◆ What to produce: Return the whole listing, line for line, without the pictures in it.

◆ Given material:
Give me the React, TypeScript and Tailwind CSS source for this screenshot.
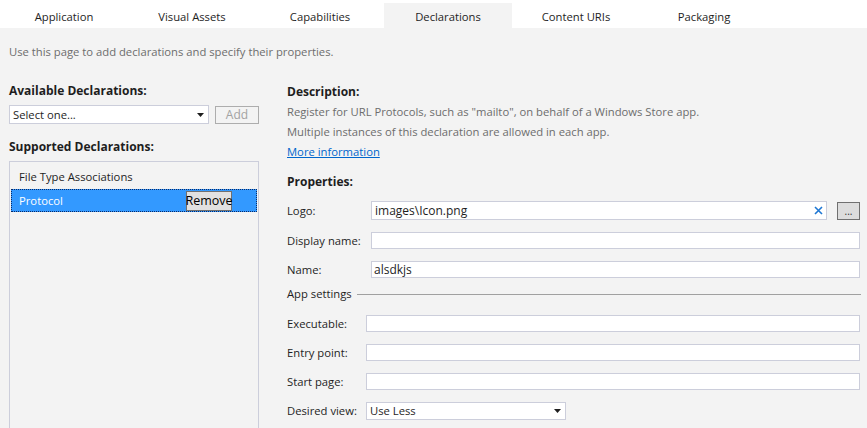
import React from "react";

const tabs = ["Application", "Visual Assets", "Capabilities", "Declarations", "Content URIs", "Packaging"];

function Arrow() {
  return (
    <svg width="7" height="4" viewBox="0 0 7 4" className="shrink-0">
      <path d="M0 0 H7 L3.5 4 Z" fill="#1e1e1e" />
    </svg>
  );
}

function TextBox({ value, className = "" }: { value?: string; className?: string }) {
  return (
    <div className={`h-[17px] bg-white border border-[#cccedb] flex items-center pl-[2px] text-[#1e1e1e] ${className}`}>
      {value}
    </div>
  );
}

function Row({
  label,
  children,
  className = "",
  labelW = "w-[84px]",
}: {
  label: string;
  children: React.ReactNode;
  className?: string;
  labelW?: string;
}) {
  return (
    <div className={`flex items-center pr-[1px] ${className}`}>
      <div className={`${labelW} shrink-0 text-[#1e1e1e]`}>{label}</div>
      {children}
    </div>
  );
}

export default function App() {
  return (
    <div className="w-[867px] h-[428px] overflow-hidden bg-[#f3f3f3] font-['Open_Sans',sans-serif] text-[11.25px] leading-[20px] text-[#1e1e1e]">
      <div className="h-[28px] bg-white flex">
        {tabs.map((t) => (
          <div
            key={t}
            className={`w-[128px] flex items-center justify-center ${t === "Declarations" ? "mt-[3px] pt-[2px] bg-[#f3f3f3]" : "pt-[5px]"}`}
          >
            {t}
          </div>
        ))}
      </div>
      <div className="pl-[9px] pt-[14px] text-[#6d6d6d]">Use this page to add declarations and specify their properties.</div>
      <div className="flex mt-[19px]">
        <div className="w-[250px] ml-[9px] shrink-0 flex flex-col">
          <div className="font-bold text-[12px] text-[#1e1e1e]">Available Declarations:</div>
          <div className="flex mt-[4px]">
            <div className="w-[200px] h-[19px] bg-white border border-[#cccedb] flex items-center justify-between pl-[3px] pr-[4px]">
              <span>Select one...</span>
              <Arrow />
            </div>
            <div className="ml-[6px] w-[44px] h-[18px] mt-[1px] border border-[#adadad] bg-[#f3f3f3] flex items-center justify-center text-[#a2a2a2] text-[12px]">
              Add
            </div>
          </div>
          <div className="font-bold text-[12px] mt-[13px]">Supported Declarations:</div>
          <div className="mt-[4px] h-[300px] border border-[#cccedb] px-[1px] pt-[3px]">
            <div className="h-[23px] flex items-center pl-[8px]">File Type Associations</div>
            <div className="mt-[1px] h-[23px] bg-[#3399ff] border border-dotted border-[#0b2a66] flex items-center justify-between pl-[7px] pr-[24px] text-white">
              <span>Protocol</span>
              <div className="h-[20px] w-[46px] bg-[#e1e1e1] border border-[#707070] flex items-center justify-center text-black text-[12.5px]">
                Remove
              </div>
            </div>
          </div>
        </div>
        <div className="ml-[28px] w-[574px] flex flex-col">
          <div className="font-bold text-[12px] mt-[1px]">Description:</div>
          <div className="text-[#6d6d6d]">Register for URL Protocols, such as "mailto", on behalf of a Windows Store app.</div>
          <div className="text-[#6d6d6d]">Multiple instances of this declaration are allowed in each app.</div>
          <div className="text-[#0066cc] underline">More information</div>
          <div className="font-bold text-[12px] mt-[10px]">Properties:</div>
          <Row label="Logo:" className="mt-[9px] h-[19px]">
            <div className="flex-1 h-[19px] bg-white border border-[#cccedb] flex items-center justify-between pl-[3px] pr-[3px] text-[12px]">
              <span>images\Icon.png</span>
              <svg width="9" height="9" viewBox="0 0 9 9">
                <path d="M1 1 L8 8 M8 1 L1 8" stroke="#1e77d3" strokeWidth="1.6" />
              </svg>
            </div>
            <div className="ml-[10px] w-[23px] h-[18px] bg-[#dddddd] border border-[#707070] flex items-center justify-center text-[10px] leading-[10px] text-[#333]">
              ...
            </div>
          </Row>
          <Row label="Display name:" className="mt-[12px] h-[17px]">
            <TextBox className="flex-1" />
          </Row>
          <Row label="Name:" className="mt-[12px] h-[17px]">
            <TextBox className="flex-1 text-[12px]" value="alsdkjs" />
          </Row>
          <div className="flex items-center mt-[6px] h-[20px]">
            <span>App settings</span>
            <div className="flex-1 ml-[5px] h-px bg-[#a0a0a0]" />
          </div>
          {["Executable:", "Entry point:", "Start page:"].map((l, i) => (
            <Row key={l} label={l} labelW="w-[79px]" className={`h-[17px] ${i === 0 ? "mt-[11px]" : "mt-[12px]"}`}>
              <TextBox className="flex-1" />
            </Row>
          ))}
          <Row label="Desired view:" labelW="w-[79px]" className="mt-[12px] h-[18px]">
            <div className="w-[200px] h-[18px] bg-white border border-[#cccedb] flex items-center justify-between pl-[3px] pr-[4px]">
              <span>Use Less</span>
              <Arrow />
            </div>
          </Row>
        </div>
      </div>
    </div>
  );
}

◆ Output for this task:
Give me the React, TypeScript and Tailwind CSS source for this screenshot.
import React from "react";

const tabs = ["Application", "Visual Assets", "Capabilities", "Declarations", "Content URIs", "Packaging"];

function Arrow() {
  return (
    <svg width="7" height="4" viewBox="0 0 7 4" className="shrink-0">
      <path d="M0 0 H7 L3.5 4 Z" fill="#1e1e1e" />
    </svg>
  );
}

function TextBox({ value, className = "" }: { value?: string; className?: string }) {
  return (
    <div className={`h-[17px] bg-white border border-[#cccedb] flex items-center pl-[2px] text-[#1e1e1e] ${className}`}>
      {value}
    </div>
  );
}

function Row({
  label,
  children,
  className = "",
  labelW = "w-[84px]",
}: {
  label: string;
  children: React.ReactNode;
  className?: string;
  labelW?: string;
}) {
  return (
    <div className={`flex items-center pr-[1px] ${className}`}>
      <div className={`${labelW} shrink-0 text-[#1e1e1e]`}>{label}</div>
      {children}
    </div>
  );
}

export default function App() {
  return (
    <div className="w-[867px] h-[428px] overflow-hidden bg-[#f3f3f3] font-['Open_Sans',sans-serif] text-[11.25px] leading-[20px] text-[#1e1e1e]">
      <div className="h-[28px] bg-white flex">
        {tabs.map((t) => (
          <div
            key={t}
            className={`w-[128px] flex items-center justify-center ${t === "Declarations" ? "mt-[3px] pt-[2px] bg-[#f3f3f3]" : "pt-[5px]"}`}
          >
            {t}
          </div>
        ))}
      </div>
      <div className="pl-[9px] pt-[14px] text-[#6d6d6d]">Use this page to add declarations and specify their properties.</div>
      <div className="flex mt-[19px]">
        <div className="w-[250px] ml-[9px] shrink-0 flex flex-col">
          <div className="font-bold text-[12px] text-[#1e1e1e]">Available Declarations:</div>
          <div className="flex mt-[4px]">
            <div className="w-[200px] h-[19px] bg-white border border-[#cccedb] flex items-center justify-between pl-[3px] pr-[4px]">
              <span>Select one...</span>
              <Arrow />
            </div>
            <div className="ml-[6px] w-[44px] h-[18px] mt-[1px] border border-[#adadad] bg-[#f3f3f3] flex items-center justify-center text-[#a2a2a2] text-[12px]">
              Add
            </div>
          </div>
          <div className="font-bold text-[12px] mt-[13px]">Supported Declarations:</div>
          <div className="mt-[4px] h-[300px] border border-[#cccedb] px-[1px] pt-[3px]">
            <div className="h-[23px] flex items-center pl-[8px]">File Type Associations</div>
            <div className="mt-[1px] h-[23px] bg-[#3399ff] border border-dotted border-[#0b2a66] flex items-center justify-between pl-[7px] pr-[24px] text-white">
              <span>Protocol</span>
              <div className="h-[20px] w-[46px] bg-[#e1e1e1] border border-[#707070] flex items-center justify-center text-black text-[12.5px]">
                Remove
              </div>
            </div>
          </div>
        </div>
        <div className="ml-[28px] w-[574px] flex flex-col">
          <div className="font-bold text-[12px] mt-[1px]">Description:</div>
          <div className="text-[#6d6d6d]">Register for URL Protocols, such as "mailto", on behalf of a Windows Store app.</div>
          <div className="text-[#6d6d6d]">Multiple instances of this declaration are allowed in each app.</div>
          <div className="text-[#0066cc] underline">More information</div>
          <div className="font-bold text-[12px] mt-[10px]">Properties:</div>
          <Row label="Logo:" className="mt-[9px] h-[19px]">
            <div className="flex-1 h-[19px] bg-white border border-[#cccedb] flex items-center justify-between pl-[3px] pr-[3px] text-[12px]">
              <span>images\Icon.png</span>
              <svg width="9" height="9" viewBox="0 0 9 9">
                <path d="M1 1 L8 8 M8 1 L1 8" stroke="#1e77d3" strokeWidth="1.6" />
              </svg>
            </div>
            <div className="ml-[10px] w-[23px] h-[18px] bg-[#dddddd] border border-[#707070] flex items-center justify-center text-[10px] leading-[10px] text-[#333]">
              ...
            </div>
          </Row>
          <Row label="Display name:" className="mt-[12px] h-[17px]">
            <TextBox className="flex-1" />
          </Row>
          <Row label="Name:" className="mt-[12px] h-[17px]">
            <TextBox className="flex-1 text-[12px]" value="alsdkjs" />
          </Row>
          <div className="flex items-center mt-[6px] h-[20px]">
            <span>App settings</span>
            <div className="flex-1 ml-[5px] h-px bg-[#a0a0a0]" />
          </div>
          {["Executable:", "Entry point:", "Start page:"].map((l, i) => (
            <Row key={l} label={l} labelW="w-[79px]" className={`h-[17px] ${i === 0 ? "mt-[11px]" : "mt-[12px]"}`}>
              <TextBox className="flex-1" />
            </Row>
          ))}
          <Row label="Desired view:" labelW="w-[79px]" className="mt-[12px] h-[18px]">
            <div className="w-[200px] h-[18px] bg-white border border-[#cccedb] flex items-center justify-between pl-[3px] pr-[4px]">
              <span>Use Less</span>
              <Arrow />
            </div>
          </Row>
        </div>
      </div>
    </div>
  );
}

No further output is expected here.